Source data
◇ ◇ ◇ ◇

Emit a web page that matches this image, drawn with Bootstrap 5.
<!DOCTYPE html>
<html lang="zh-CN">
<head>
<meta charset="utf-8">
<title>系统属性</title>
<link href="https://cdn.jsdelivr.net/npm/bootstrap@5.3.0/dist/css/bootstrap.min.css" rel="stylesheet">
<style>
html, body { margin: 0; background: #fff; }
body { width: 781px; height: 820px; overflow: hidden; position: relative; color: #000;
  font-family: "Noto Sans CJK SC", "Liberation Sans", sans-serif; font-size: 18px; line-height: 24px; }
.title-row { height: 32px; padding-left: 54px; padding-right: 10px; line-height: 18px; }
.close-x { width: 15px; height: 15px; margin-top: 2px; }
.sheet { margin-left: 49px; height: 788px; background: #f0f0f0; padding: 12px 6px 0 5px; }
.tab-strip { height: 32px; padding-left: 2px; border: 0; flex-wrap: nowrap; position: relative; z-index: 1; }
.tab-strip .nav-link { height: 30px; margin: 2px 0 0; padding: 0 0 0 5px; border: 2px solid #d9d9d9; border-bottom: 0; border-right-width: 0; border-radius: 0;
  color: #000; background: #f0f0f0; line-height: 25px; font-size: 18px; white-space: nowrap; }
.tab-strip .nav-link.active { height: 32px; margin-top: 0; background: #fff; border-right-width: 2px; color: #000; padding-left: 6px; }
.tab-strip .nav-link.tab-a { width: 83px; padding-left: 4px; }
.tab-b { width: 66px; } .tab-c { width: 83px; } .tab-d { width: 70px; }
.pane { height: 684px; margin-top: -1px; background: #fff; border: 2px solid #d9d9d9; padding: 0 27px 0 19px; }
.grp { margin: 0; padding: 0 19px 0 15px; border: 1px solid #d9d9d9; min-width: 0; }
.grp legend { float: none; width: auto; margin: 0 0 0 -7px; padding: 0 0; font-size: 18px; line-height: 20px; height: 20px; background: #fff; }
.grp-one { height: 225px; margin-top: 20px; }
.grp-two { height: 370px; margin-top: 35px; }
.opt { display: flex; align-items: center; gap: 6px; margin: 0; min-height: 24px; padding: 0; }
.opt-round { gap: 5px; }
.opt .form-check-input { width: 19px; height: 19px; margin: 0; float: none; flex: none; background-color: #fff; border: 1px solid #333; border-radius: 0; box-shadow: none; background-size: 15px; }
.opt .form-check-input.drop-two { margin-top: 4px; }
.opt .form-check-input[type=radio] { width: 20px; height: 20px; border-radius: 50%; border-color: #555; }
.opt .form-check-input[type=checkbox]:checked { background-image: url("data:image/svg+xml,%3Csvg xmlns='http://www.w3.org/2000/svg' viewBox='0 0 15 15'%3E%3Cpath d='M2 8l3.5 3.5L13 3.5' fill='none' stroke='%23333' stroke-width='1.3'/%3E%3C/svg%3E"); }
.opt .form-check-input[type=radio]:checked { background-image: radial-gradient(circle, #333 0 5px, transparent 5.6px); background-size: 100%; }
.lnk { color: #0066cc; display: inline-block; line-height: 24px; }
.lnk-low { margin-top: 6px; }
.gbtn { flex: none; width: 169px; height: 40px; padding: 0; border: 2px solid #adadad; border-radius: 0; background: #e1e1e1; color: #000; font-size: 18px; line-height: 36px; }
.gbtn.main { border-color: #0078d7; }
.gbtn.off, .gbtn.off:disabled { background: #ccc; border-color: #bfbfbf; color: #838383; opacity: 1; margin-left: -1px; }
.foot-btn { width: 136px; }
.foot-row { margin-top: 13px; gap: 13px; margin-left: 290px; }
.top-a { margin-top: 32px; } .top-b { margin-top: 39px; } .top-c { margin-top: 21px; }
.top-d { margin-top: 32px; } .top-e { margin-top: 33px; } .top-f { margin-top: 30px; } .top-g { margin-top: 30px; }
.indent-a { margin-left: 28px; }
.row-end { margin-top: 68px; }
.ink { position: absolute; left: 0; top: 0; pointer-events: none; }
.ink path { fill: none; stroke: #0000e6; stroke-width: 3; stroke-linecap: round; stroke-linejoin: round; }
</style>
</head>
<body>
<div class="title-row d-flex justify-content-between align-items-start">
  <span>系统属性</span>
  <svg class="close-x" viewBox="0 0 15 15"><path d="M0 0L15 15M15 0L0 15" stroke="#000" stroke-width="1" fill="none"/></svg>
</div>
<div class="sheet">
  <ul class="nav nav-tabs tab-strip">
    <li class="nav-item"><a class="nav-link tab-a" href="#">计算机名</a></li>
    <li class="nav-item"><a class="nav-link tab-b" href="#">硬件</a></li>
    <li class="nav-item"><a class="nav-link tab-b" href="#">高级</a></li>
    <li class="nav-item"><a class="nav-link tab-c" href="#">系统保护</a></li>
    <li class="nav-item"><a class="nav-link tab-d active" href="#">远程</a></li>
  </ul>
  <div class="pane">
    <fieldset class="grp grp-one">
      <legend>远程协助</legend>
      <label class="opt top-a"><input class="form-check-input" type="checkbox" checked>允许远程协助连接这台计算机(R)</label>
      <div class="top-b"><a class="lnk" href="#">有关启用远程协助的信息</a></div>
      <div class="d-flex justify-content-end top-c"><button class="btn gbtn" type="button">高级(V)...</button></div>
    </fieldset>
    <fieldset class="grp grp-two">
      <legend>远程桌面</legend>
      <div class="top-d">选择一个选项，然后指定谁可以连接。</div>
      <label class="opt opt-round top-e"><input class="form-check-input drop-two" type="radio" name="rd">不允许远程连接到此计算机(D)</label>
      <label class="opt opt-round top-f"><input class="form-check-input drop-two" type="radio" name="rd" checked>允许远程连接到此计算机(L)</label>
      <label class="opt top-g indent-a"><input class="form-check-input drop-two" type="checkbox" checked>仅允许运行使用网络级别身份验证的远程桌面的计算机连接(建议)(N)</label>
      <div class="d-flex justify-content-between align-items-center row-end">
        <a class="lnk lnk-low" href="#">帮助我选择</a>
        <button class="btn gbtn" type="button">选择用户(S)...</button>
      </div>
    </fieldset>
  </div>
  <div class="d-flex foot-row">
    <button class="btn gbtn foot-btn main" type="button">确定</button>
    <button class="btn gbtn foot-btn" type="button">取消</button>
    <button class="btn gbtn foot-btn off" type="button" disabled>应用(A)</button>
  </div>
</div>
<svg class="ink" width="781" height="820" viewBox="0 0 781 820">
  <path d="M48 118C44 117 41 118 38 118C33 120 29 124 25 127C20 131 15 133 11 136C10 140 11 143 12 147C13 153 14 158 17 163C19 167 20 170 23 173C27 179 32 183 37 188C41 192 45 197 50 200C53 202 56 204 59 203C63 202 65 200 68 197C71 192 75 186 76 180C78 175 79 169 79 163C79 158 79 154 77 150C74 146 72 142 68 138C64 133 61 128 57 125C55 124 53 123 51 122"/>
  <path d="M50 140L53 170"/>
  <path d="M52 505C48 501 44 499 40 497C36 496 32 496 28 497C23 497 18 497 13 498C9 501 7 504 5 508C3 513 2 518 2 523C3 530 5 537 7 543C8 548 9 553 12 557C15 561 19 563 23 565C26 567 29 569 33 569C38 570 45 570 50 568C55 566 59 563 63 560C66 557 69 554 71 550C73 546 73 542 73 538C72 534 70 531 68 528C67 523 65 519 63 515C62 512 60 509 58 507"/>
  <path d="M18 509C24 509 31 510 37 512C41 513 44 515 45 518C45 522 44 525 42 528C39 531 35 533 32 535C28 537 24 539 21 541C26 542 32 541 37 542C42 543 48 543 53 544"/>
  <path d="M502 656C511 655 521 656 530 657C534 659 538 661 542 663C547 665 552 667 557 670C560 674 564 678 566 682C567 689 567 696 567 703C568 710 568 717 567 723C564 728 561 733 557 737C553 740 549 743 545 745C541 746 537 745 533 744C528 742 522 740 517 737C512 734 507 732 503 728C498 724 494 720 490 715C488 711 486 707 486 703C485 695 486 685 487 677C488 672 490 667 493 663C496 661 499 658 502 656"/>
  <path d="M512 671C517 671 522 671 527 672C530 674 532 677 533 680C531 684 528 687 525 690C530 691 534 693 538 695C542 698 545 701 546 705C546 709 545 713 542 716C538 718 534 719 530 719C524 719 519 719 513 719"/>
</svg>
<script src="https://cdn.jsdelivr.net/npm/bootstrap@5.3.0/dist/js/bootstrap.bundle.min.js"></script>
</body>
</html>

◇ ◇ ◇ ◇

Stated goal
Give only the number of lines in the material above that include the word "image".

Result
3